If you want something vegetarian or lighter, check out Maha Maya — it’s a bit tucked away, but they’ve got smoothie bowls, vegan nasi campur, and herbal teas made with local ingredients. I once had this jamu kunyit asam drink there that knocked out my sore throat in a day. No joke.


Some locals will invite you into their homes to eat too if you’re open to it. I once had a family invite me to a temple ceremony and next thing I know, I’m eating lawar and sate lilit with twenty strangers on a woven mat. You can’t plan that stuff — you just say yes when the moment happens.

Practical Stuff — Getting There, When to Go, What to Bring

Alright, quick rundown for the folks who like to plan.


Getting to Batubulan Village Bali is pretty easy. It’s along the main road from Denpasar to Ubud, about 30 minutes from the airport depending on traffic (which can be brutal around sunset, just FYI). You can grab a Gojek, Bluebird taxi, or hire a driver for the day if you’re planning to explore the whole Gianyar region.


I’d recommend going in the morning if you’re aiming to catch the Barong Dance. Most shows start around 9:30 AM and last about an hour. After that, it’s chill. You’ve got time to explore the art workshops or head to nearby spots like Celuk (for silver) or Mas (for wood carving). Kinda makes for the perfect culture circuit if you’re into handmade stuff.


Dry season (April to October) is the best time to go if you don’t like sweating through your t-shirt. But honestly, even the rainy season has its charm — the whole area turns this deep, lush green and it’s way quieter.

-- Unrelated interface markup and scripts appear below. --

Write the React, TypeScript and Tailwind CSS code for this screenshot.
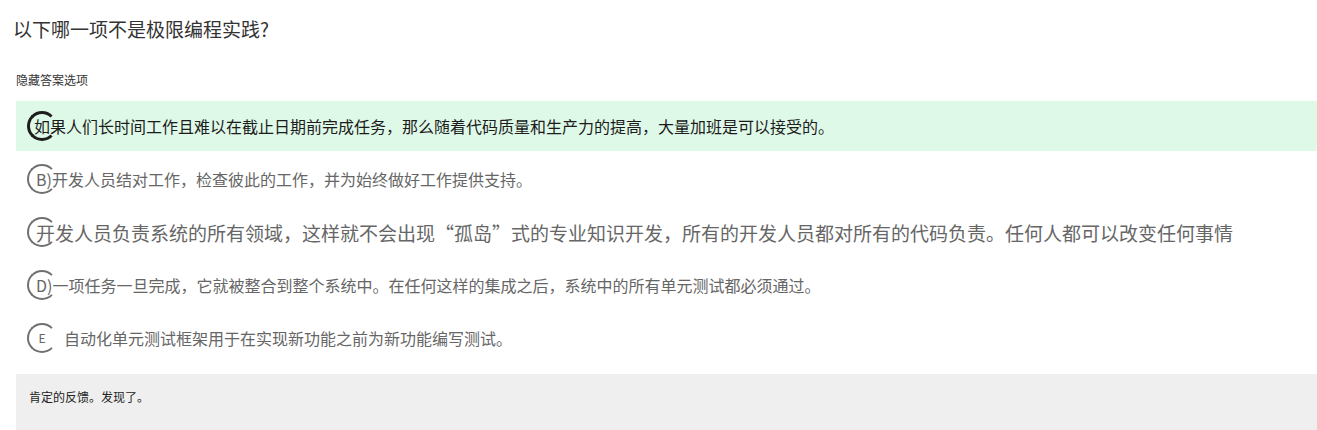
import React from 'react';

const font = { fontFamily: '"Noto Sans CJK SC", "Noto Sans", sans-serif' };

type Option = {
  label?: string;
  text: string;
  selected?: boolean;
  big?: boolean;
  spaced?: boolean;
};

const options: Option[] = [
  {
    text: '如果人们长时间工作且难以在截止日期前完成任务，那么随着代码质量和生产力的提高，大量加班是可以接受的。',
    selected: true,
  },
  { label: 'B)', text: '开发人员结对工作，检查彼此的工作，并为始终做好工作提供支持。' },
  {
    text: '开发人员负责系统的所有领域，这样就不会出现“孤岛”式的专业知识开发，所有的开发人员都对所有的代码负责。任何人都可以改变任何事情',
    big: true,
  },
  {
    label: 'D)',
    text: '一项任务一旦完成，它就被整合到整个系统中。在任何这样的集成之后，系统中的所有单元测试都必须通过。',
  },
  { label: 'E', text: '自动化单元测试框架用于在实现新功能之前为新功能编写测试。', spaced: true },
];

function OptionRow({ opt }: { opt: Option }) {
  return (
    <div
      className={`relative flex h-[50px] items-center ${
        opt.selected ? 'bg-[#dff9e8] pl-[18px] text-[#1c1c1c]' : 'pl-[20px] text-[#666666]'
      }`}
    >
      <span
        className={`absolute left-[11px] top-1/2 h-[30px] w-[30px] -translate-y-1/2 rounded-full border-r-transparent ${
          opt.selected ? 'border-[3px] border-[#1e1e1e]' : 'border-2 border-[#707070]'
        }`}
      />
      {opt.spaced ? (
        <>
          <span className="relative ml-[-9px] w-[30px] text-center text-[12px] leading-none">{opt.label}</span>
          <span className="relative ml-[7px] text-[16px] leading-none">{opt.text}</span>
        </>
      ) : (
        <span className={`relative leading-none ${opt.big ? 'text-[19px]' : 'text-[16px]'}`}>
          {opt.label}
          {opt.text}
        </span>
      )}
    </div>
  );
}

export default function App() {
  return (
    <div className="min-h-[430px] w-full overflow-hidden bg-white" style={font}>
      <h1 className="pl-[13px] pt-[17px] text-[19px] leading-[24px] text-[#333333]">
        以下哪一项不是极限编程实践?
      </h1>
      <div className="mt-[31px] pl-[16px] text-[12px] leading-[16px] text-[#333333]">隐藏答案选项</div>
      <div className="ml-[16px] mt-[13px] flex flex-col gap-[3px]">
        {options.map((opt, i) => (
          <OptionRow key={i} opt={opt} />
        ))}
      </div>
      <div className="ml-[16px] mt-[11px] h-[60px] bg-[#efefef] pl-[13px] pt-[15px] text-[12px] leading-[16px] text-[#222]">
        肯定的反馈。发现了。
      </div>
    </div>
  );
}
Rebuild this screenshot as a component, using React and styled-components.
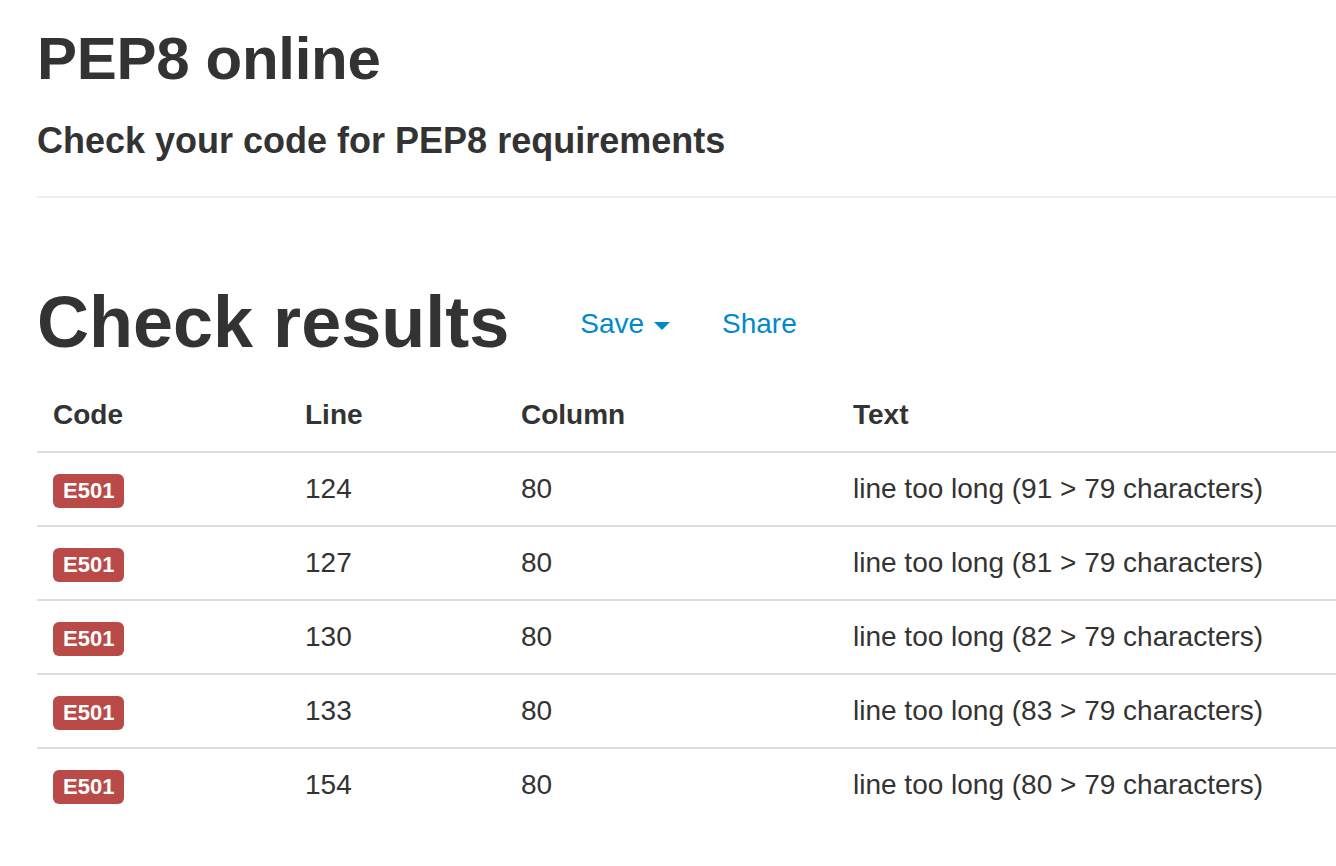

And hey — bring a sarong if you plan on visiting temples. Some places will lend you one, but it’s always better to carry your own. I’ve kept mine in my backpack for years. Also, maybe pack tissues, hand sanitizer, and an open mind — because in Bali, the unexpected is usually the best part.

Talking to Locals — Why It’s Worth It in Batubulan

One thing I always tell folks visiting Batubulan Village Bali — talk to the people. Seriously, don’t just look. Ask questions, even if your Bahasa Indonesia is just “terima kasih” and a smile.


Balinese people are some of the warmest, most welcoming folks you’ll meet. They’ve got stories about their art, their gods, their grandparents, and they’ll share it if you show a little interest. I once met a guy named Made who carved statues all day, then played gamelan at night. He walked me through his process, showed me his sketchbook, and introduced me to his pet rooster (named Ronaldo, by the way).


These kinds of convos don’t happen if you’re just snapping pics and rushing to the next thing. So slow down. Listen. Let the village show you what it’s got, instead of you trying to control the whole experience.

Stay a Night — Or Three — If You Can

Most folks treat Batubulan like a day trip, but if you’ve got time, stay a night. There are a few family-run guesthouses that offer more than just a bed. We’re talking cooking classes, gamelan lessons, morning walks through rice fields with the owner’s dad.


Places like Umah Bali Suites or Villa Lestari get you close to the action but still give you that quiet village vibe. One place I stayed had a little fish pond outside the room and a dog named Bintang who followed me around like we were best buds. You don’t get that in big resorts.


Also, mornings in Batubulan are magic. Before the traffic kicks in, before the shops open — just you, the sound of roosters, and a cup of hot kopi. Makes you wanna slow down and stay forever.